T-Mobile injected fake ringtones into rural calls that it couldn't actually connect.

That's according to the Federal Communications Commission, which fined T-Mobile for the practice, as well as for failing to correct its ongoing problem of connecting calls in rural areas. The nation's third-largest wireless carrier agreed to pay $40 million to the US Treasury and entered into a settlement to avoid further actions. 

"It is a basic tenet of the nation's phone system that calls be completed to the called party, without a reduction in the call quality -- even when the calls pass through intermediate providers," FCC Chairman Ajit Pai said in a statement on Monday. 

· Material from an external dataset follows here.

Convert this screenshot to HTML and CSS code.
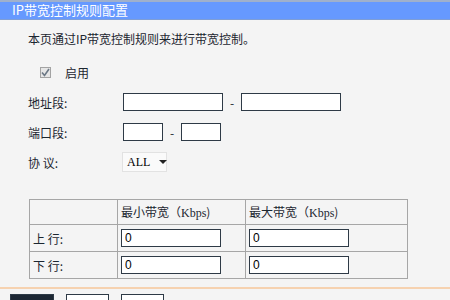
FILE: index.html
```html
<!DOCTYPE html>
<html lang="zh-CN">
<head>
    <meta charset="UTF-8">
    <title>IP带宽控制规则配置</title>
    <link rel="stylesheet" href="styles.css">
</head>
<body>

<div class="title">IP带宽控制规则配置</div>

<p class="intro">本页通过IP带宽控制规则来进行带宽控制。</p>

<div class="form">
    <div class="row check-row">
        <span class="checkbox">
            <svg width="9" height="9" viewBox="0 0 9 9"><path d="M1 4.5 L3.5 7.5 L8 1" fill="none" stroke="#6b7785" stroke-width="1.6"/></svg>
        </span>
        <span>启用</span>
    </div>
    <div class="row">
        <label class="label">地址段:</label>
        <input class="text wide" type="text">
        <span class="dash">-</span>
        <input class="text wide" type="text">
    </div>
    <div class="row">
        <label class="label">端口段:</label>
        <input class="text short" type="text">
        <span class="dash">-</span>
        <input class="text short" type="text">
    </div>
    <div class="row">
        <label class="label">协 议:</label>
        <div class="select">ALL <span class="arrow"></span></div>
    </div>
</div>

<table class="bw">
    <tr class="head">
        <td class="c1"></td>
        <td class="c2">最小带宽（<span class="latin">Kbps</span>)</td>
        <td class="c3">最大带宽（<span class="latin">Kbps</span>)</td>
    </tr>
    <tr>
        <td>上 行:</td>
        <td><input class="text cell" type="text" value="0"></td>
        <td><input class="text cell" type="text" value="0"></td>
    </tr>
    <tr>
        <td>下 行:</td>
        <td><input class="text cell" type="text" value="0"></td>
        <td><input class="text cell" type="text" value="0"></td>
    </tr>
</table>

<div class="footer">
    <button class="btn dark"></button>
    <button class="btn"></button>
    <button class="btn"></button>
</div>

</body>
</html>
```

FILE: styles.css
```css
body {
    margin: 0;
    background-color: #f4f4f4;
    font-family: "Noto Sans CJK SC", "Liberation Sans", sans-serif;
    font-size: 12px;
    color: #1c2630;
    overflow: hidden;
}
.title {
    height: 17px;
    border-top: 2px solid #9fb0cc;
    border-bottom: 1px solid #7f9ed6;
    background-color: #6699ff;
    color: #fff;
    padding-left: 12px;
    font-size: 13px;
    line-height: 15px;
}
.intro {
    margin: 9px 0 0 28px;
    line-height: 20px;
}
.form {
    margin-top: 8px;
}
.row {
    display: flex;
    align-items: center;
    height: 30px;
    padding-left: 28px;
}
.check-row {
    padding-left: 40px;
}
.checkbox {
    display: flex;
    align-items: center;
    justify-content: center;
    width: 9px;
    height: 9px;
    border: 1px solid #a3a3a3;
    background-color: #e6e6e6;
    margin-right: 14px;
}
.label {
    width: 95px;
}
.text {
    box-sizing: border-box;
    height: 18px;
    border: 1px solid #2e3a46;
    background: #fff;
    padding: 0 3px;
    font-family: "Liberation Sans", sans-serif;
    font-size: 12px;
    color: #000;
}
.wide {
    width: 100px;
}
.short {
    width: 40px;
}
.dash {
    width: 18px;
    text-align: center;
}
.select {
    display: flex;
    align-items: center;
    box-sizing: border-box;
    width: 45px;
    height: 20px;
    margin-left: -1px;
    padding-left: 4px;
    border: 1px solid #e2e2e2;
    background: #fafafa;
    font-family: "Liberation Serif", serif;
    font-size: 12px;
    color: #000;
}
.arrow {
    margin-left: 9px;
    border-left: 4px solid transparent;
    border-right: 4px solid transparent;
    border-top: 4px solid #222;
}
.bw {
    margin: 22px 0 0 29px;
    border-collapse: collapse;
    border: 1px solid #a6a6a6;
}
.bw td {
    border: 1px solid #a6a6a6;
    padding: 0 3px;
    height: 26px;
}
.bw tr.head td {
    height: 24px;
}
.c1 {
    width: 81px;
}
.c2 {
    width: 121px;
}
.c3 {
    width: 155px;
}
.latin {
    font-family: "Liberation Serif", serif;
}
.cell {
    display: block;
    width: 100px;
}
.footer {
    margin-top: 8px;
    border-top: 2px solid #f6d2b0;
    padding: 5px 0 0 10px;
    display: flex;
    gap: 12px;
}
.btn {
    width: 43px;
    height: 22px;
    border: 1px solid #2e3a46;
    background: #fff;
}
.btn.dark {
    width: 44px;
    background: #1d2733;
}
```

The admission of injecting fake ringtones is a black eye for a company that prides itself as more consumer friendly than the competition. T-Mobile CEO John Legere touts the fact that it's more straight with its customers, part of the "Un-carrier" campaign that's successfully drawn in new subscribers. 

T-Mobile injected false ringtones on many phone calls, letting callers believe the phone was ringing on the other end. The FCC said it leaves a misleading impression that it isn't the service provider's fault that the call isn't connecting. The agency said false ringtones are a problem on calls in rural areas, where the signal may not be adequate. 

T-Mobile said the issue was corrected in January 2017, and that the "oversight" was unintentional. 

"We have settled this matter -- and will continue to focus on our mission to change wireless for good for consumers everywhere," the company said in a statement.